- Interface markup and scripts -
════════════════════
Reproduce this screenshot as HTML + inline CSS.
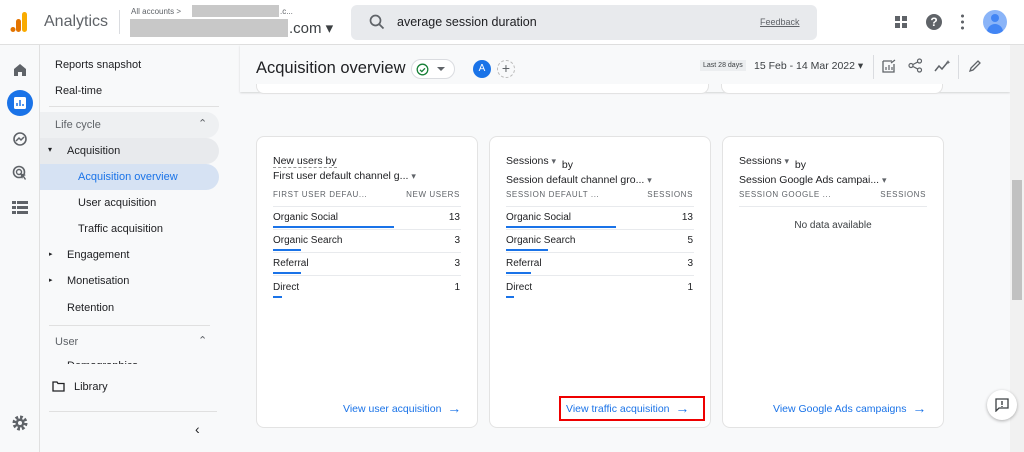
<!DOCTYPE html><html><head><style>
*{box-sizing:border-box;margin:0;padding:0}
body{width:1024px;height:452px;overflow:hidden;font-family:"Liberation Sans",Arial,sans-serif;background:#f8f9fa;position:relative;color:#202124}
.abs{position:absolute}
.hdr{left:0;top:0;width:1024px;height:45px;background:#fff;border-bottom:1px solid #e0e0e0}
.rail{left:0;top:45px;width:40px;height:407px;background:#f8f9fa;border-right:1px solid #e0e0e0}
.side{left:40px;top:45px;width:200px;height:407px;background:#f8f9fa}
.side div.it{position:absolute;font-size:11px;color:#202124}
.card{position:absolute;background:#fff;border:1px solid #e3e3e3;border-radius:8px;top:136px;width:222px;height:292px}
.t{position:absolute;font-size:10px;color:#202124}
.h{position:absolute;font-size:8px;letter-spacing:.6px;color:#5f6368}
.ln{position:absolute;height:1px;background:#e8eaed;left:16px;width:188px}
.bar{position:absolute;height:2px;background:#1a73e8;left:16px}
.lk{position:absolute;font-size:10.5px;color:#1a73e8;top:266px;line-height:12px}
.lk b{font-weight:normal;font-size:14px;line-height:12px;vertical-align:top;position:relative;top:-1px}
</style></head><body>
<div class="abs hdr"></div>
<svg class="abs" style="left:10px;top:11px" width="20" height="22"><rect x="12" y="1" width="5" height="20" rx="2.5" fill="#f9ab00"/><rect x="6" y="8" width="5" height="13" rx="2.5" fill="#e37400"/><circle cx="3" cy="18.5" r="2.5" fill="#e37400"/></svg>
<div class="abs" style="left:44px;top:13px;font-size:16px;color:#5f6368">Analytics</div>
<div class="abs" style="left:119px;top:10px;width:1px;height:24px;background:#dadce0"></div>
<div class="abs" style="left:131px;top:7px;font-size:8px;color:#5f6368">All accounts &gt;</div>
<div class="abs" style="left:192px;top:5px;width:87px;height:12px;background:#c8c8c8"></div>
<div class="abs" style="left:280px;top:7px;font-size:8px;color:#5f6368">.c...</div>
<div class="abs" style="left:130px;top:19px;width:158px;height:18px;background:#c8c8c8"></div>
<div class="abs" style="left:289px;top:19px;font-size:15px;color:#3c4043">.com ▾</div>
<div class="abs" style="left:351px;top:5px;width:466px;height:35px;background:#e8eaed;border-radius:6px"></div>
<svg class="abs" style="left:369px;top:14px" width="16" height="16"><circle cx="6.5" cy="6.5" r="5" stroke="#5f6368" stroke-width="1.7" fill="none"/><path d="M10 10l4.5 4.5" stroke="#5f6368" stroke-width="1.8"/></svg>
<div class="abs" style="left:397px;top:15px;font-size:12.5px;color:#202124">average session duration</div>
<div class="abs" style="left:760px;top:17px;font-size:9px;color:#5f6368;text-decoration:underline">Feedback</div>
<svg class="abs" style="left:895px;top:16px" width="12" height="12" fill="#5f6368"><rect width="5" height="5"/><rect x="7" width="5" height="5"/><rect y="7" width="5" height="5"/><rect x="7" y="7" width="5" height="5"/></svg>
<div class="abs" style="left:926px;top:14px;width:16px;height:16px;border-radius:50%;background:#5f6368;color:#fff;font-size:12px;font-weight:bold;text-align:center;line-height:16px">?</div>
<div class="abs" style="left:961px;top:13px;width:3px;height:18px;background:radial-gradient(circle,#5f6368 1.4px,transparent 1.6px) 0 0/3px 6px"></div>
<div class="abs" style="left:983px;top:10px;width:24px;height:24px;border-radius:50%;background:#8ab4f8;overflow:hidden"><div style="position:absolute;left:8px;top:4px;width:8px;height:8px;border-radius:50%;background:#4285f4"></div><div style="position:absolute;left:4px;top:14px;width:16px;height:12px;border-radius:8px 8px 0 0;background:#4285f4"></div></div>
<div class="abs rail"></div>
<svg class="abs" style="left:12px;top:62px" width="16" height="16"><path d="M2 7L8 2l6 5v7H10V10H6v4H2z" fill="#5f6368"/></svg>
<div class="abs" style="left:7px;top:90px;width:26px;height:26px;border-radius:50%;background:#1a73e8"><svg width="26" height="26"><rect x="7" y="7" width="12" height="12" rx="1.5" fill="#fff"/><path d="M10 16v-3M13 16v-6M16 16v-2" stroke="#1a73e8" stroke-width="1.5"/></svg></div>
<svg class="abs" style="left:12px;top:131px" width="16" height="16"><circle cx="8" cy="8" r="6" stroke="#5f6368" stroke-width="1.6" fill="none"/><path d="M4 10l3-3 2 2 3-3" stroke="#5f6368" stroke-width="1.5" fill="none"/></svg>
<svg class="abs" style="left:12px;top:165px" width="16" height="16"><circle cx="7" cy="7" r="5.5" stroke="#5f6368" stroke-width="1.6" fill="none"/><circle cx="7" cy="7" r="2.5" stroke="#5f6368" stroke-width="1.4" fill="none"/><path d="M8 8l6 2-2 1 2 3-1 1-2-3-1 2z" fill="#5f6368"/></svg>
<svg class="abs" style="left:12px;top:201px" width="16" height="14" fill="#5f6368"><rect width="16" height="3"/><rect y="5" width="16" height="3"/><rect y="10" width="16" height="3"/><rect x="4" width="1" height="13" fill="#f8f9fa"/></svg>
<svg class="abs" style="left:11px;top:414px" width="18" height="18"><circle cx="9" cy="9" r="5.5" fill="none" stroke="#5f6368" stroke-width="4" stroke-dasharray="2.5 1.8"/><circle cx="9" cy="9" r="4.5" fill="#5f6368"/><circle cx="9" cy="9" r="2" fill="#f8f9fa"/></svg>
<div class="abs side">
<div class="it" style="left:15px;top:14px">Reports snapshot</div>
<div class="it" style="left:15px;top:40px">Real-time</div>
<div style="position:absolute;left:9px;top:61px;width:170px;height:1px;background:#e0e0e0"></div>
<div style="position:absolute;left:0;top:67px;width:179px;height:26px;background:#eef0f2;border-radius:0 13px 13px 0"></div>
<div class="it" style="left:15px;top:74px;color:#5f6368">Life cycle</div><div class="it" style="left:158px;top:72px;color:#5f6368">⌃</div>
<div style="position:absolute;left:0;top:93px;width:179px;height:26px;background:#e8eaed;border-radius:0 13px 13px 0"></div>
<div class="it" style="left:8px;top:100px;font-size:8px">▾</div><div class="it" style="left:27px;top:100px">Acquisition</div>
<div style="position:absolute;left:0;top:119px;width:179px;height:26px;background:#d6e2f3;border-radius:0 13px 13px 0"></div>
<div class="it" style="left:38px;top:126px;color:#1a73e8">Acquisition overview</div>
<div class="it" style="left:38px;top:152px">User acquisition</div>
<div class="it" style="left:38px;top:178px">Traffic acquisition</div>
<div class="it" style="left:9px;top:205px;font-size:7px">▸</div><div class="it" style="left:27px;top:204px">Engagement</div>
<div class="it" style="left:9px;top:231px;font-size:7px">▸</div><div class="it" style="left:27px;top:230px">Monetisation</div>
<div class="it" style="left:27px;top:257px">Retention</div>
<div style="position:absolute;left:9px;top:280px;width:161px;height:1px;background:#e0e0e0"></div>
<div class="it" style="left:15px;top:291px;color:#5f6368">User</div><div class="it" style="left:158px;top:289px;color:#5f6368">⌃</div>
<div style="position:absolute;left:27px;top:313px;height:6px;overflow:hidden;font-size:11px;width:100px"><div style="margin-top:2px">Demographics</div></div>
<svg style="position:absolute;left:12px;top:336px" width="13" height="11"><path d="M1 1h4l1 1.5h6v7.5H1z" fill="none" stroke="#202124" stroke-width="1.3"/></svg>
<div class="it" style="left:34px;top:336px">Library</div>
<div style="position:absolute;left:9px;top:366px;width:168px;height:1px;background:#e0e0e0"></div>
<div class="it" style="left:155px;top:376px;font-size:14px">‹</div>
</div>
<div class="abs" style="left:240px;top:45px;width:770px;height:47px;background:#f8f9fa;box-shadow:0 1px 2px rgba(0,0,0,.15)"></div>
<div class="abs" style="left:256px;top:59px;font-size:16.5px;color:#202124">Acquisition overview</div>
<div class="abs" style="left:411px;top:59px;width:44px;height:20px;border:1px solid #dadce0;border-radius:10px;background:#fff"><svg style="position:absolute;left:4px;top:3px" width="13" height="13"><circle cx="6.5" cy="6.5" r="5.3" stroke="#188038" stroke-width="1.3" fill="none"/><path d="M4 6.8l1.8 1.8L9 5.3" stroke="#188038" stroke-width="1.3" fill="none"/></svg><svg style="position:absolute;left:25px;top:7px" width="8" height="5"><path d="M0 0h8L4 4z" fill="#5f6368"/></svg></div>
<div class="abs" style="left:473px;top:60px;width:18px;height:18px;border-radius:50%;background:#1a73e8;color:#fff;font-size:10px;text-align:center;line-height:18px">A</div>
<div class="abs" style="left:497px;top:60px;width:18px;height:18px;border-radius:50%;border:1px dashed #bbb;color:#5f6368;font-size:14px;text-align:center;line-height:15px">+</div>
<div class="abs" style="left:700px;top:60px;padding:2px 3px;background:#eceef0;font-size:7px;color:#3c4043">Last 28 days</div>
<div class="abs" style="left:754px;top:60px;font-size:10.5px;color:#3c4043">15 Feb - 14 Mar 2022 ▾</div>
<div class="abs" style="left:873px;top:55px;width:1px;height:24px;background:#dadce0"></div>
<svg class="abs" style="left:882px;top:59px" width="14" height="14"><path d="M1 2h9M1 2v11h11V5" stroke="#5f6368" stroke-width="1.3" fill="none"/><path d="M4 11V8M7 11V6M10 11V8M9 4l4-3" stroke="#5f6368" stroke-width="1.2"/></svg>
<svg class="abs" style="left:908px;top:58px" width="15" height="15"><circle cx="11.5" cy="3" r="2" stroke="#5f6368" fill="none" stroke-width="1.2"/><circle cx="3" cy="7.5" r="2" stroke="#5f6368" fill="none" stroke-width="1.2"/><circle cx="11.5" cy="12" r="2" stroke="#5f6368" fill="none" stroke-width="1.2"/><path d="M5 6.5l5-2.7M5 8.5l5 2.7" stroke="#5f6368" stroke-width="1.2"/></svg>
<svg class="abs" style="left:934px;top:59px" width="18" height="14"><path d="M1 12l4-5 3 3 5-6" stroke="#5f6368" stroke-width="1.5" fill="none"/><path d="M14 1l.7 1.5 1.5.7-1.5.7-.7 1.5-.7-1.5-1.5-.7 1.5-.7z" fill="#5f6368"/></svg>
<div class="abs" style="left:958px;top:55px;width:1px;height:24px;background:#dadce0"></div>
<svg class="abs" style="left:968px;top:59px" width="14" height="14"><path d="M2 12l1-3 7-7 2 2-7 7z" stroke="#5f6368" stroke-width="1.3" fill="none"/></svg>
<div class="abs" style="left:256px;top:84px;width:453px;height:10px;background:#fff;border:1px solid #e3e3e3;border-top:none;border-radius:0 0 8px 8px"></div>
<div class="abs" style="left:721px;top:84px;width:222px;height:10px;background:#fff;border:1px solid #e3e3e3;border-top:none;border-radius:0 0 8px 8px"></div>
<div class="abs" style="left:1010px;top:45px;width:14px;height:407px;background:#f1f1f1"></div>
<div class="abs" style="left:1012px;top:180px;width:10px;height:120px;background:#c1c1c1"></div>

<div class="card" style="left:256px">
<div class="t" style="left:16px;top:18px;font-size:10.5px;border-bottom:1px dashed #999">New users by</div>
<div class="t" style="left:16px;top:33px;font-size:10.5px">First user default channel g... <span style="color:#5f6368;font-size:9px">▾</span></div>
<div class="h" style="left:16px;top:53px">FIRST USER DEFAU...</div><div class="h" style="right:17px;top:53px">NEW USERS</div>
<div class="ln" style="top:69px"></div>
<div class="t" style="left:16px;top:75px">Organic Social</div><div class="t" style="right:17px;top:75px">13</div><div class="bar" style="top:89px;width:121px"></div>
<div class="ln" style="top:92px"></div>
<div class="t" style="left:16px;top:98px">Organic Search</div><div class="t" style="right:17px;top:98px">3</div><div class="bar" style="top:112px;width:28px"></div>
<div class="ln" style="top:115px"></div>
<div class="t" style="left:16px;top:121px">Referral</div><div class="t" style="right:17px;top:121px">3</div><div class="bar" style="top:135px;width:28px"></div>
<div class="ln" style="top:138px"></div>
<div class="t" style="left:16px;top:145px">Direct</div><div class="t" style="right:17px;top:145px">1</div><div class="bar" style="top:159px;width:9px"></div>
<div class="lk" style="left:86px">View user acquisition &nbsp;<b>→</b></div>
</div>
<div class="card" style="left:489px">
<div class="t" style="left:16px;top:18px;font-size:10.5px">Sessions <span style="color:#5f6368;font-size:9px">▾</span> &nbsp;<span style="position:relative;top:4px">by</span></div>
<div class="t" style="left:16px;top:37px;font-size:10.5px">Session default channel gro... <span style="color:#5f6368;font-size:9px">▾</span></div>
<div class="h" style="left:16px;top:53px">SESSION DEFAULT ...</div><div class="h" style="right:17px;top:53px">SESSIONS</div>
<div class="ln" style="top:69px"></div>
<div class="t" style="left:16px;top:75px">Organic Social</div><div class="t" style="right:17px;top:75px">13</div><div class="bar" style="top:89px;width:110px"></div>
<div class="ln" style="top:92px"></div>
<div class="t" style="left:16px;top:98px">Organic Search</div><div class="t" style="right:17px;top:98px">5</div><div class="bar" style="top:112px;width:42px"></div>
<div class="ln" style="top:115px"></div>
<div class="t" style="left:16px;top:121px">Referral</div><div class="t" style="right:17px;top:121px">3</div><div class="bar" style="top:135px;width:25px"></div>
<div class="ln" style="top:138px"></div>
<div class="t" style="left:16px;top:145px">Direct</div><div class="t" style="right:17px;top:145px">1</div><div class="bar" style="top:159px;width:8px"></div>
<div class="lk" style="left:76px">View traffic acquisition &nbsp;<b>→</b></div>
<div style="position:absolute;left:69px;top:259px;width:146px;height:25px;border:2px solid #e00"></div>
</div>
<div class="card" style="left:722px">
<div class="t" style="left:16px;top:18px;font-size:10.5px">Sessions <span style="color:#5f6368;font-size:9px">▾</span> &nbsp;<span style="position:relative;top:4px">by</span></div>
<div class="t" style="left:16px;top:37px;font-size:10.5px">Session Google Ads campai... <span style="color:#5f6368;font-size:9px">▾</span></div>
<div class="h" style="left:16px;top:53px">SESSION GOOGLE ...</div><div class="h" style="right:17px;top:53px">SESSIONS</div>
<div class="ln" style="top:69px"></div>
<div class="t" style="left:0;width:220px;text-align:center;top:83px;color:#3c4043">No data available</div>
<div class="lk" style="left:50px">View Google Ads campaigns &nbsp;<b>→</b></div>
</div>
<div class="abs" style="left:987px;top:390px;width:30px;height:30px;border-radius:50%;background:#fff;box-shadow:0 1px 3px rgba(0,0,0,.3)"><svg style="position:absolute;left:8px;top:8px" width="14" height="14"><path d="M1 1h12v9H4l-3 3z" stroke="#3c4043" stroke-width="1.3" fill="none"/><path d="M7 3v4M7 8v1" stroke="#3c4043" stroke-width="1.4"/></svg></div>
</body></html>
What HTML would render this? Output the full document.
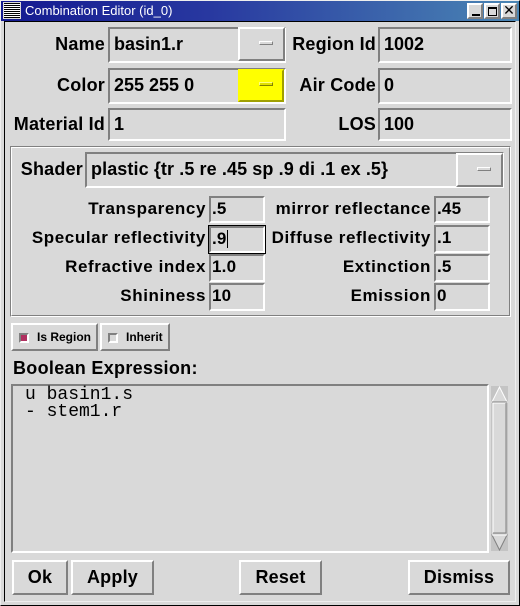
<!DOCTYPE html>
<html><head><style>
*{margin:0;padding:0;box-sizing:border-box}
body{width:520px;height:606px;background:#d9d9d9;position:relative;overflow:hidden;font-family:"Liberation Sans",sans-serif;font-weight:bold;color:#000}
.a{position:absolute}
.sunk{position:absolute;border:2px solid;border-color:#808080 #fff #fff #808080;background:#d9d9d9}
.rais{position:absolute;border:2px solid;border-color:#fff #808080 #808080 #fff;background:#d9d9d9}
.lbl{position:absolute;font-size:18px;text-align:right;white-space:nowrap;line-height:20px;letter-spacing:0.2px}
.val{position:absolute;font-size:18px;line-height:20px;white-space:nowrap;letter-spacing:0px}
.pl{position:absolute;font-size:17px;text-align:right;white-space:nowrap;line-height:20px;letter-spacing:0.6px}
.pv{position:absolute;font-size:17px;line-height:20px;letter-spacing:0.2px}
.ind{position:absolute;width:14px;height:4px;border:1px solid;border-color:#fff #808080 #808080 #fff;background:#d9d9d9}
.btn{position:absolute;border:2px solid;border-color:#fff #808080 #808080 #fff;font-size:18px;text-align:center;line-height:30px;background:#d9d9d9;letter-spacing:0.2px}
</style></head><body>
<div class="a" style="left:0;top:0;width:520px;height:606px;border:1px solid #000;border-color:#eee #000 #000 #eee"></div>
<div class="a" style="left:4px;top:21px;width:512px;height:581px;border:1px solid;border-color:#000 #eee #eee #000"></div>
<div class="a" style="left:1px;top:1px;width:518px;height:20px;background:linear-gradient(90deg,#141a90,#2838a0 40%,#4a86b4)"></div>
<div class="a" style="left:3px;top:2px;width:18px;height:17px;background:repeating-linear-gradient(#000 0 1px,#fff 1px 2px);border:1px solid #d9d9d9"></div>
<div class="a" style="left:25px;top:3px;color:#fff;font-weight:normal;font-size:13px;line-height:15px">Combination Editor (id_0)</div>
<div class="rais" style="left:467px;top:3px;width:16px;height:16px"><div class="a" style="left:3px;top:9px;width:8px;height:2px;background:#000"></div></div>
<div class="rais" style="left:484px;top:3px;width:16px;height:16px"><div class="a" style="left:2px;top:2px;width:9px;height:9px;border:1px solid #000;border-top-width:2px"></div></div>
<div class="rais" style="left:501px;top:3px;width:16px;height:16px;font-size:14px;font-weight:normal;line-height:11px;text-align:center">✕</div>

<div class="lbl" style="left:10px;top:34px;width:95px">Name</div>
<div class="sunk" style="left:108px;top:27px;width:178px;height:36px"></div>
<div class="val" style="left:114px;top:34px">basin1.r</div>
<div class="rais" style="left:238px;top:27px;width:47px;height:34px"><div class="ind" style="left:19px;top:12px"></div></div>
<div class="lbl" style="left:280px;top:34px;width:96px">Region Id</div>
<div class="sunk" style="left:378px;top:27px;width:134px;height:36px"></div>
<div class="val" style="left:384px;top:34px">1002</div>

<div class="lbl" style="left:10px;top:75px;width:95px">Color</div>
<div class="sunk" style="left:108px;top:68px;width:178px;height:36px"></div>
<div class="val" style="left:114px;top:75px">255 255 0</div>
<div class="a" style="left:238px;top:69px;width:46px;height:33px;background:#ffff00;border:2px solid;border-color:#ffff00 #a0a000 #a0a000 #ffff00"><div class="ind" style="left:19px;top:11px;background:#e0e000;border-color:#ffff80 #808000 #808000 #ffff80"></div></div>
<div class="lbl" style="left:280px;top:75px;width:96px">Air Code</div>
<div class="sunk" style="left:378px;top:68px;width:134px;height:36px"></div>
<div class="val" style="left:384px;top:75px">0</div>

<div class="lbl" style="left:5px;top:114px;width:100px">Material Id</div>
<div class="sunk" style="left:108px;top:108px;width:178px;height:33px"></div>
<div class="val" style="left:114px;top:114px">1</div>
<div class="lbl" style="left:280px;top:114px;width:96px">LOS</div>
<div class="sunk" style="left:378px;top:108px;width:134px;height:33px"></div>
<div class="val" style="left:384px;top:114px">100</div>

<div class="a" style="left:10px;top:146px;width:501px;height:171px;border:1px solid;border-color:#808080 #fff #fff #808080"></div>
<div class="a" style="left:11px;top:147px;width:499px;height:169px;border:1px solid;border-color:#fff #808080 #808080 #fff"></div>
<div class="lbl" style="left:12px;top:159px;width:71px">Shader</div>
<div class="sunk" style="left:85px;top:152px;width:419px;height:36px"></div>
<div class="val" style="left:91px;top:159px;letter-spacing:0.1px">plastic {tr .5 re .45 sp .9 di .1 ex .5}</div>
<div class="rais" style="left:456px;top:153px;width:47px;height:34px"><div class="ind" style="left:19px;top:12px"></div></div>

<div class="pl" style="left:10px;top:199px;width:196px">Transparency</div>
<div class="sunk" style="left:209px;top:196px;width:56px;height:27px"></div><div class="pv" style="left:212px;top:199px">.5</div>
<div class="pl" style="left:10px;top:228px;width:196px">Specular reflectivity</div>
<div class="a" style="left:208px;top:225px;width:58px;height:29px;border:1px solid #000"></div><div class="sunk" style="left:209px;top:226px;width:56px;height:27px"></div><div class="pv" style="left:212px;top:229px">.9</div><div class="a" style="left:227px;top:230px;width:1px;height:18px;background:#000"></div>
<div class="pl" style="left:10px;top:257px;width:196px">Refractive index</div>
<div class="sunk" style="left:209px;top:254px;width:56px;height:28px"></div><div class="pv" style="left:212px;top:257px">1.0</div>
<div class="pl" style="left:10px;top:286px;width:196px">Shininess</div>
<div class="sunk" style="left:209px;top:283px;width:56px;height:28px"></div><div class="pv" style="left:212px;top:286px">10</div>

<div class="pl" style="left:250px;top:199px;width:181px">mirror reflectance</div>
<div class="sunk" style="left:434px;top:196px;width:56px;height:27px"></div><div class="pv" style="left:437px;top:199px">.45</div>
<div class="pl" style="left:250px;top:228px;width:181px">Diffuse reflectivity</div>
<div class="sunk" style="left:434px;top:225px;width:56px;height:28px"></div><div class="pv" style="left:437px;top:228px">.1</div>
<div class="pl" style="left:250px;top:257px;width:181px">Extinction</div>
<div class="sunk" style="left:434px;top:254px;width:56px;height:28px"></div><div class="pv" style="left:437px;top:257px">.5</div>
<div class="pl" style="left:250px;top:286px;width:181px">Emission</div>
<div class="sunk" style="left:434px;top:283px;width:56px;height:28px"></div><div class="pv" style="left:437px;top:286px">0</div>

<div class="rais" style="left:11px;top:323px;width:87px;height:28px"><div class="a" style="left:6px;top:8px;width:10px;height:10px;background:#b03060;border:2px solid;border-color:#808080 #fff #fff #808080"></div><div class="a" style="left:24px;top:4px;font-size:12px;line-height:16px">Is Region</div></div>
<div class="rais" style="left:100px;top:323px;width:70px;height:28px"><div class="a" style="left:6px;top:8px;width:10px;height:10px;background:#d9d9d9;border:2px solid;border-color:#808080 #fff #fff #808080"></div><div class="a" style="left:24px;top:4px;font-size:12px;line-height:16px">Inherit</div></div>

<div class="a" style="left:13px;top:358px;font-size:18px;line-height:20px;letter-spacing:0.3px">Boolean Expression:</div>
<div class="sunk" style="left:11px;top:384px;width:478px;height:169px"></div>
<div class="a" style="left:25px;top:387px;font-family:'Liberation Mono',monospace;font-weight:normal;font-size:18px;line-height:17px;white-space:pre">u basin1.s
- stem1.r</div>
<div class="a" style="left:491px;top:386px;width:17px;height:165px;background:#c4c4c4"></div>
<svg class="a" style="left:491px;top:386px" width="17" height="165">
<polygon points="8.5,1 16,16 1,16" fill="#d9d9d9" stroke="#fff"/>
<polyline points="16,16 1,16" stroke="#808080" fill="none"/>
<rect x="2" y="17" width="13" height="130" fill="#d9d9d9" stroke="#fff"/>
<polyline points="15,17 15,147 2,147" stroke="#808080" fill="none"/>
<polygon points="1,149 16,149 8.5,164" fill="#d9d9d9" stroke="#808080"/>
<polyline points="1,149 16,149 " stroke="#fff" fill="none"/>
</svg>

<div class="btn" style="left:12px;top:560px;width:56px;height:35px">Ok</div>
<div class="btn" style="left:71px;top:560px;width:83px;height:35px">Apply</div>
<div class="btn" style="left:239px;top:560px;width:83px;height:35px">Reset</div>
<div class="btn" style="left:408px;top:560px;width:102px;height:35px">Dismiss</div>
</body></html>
════════════════════
- AIM -
Every line in the data above that contains "this" needs to be copied.

- EXERCISE RESULT -
Reproduce this screenshot as HTML + inline CSS.
What HTML would render this? Output the full document.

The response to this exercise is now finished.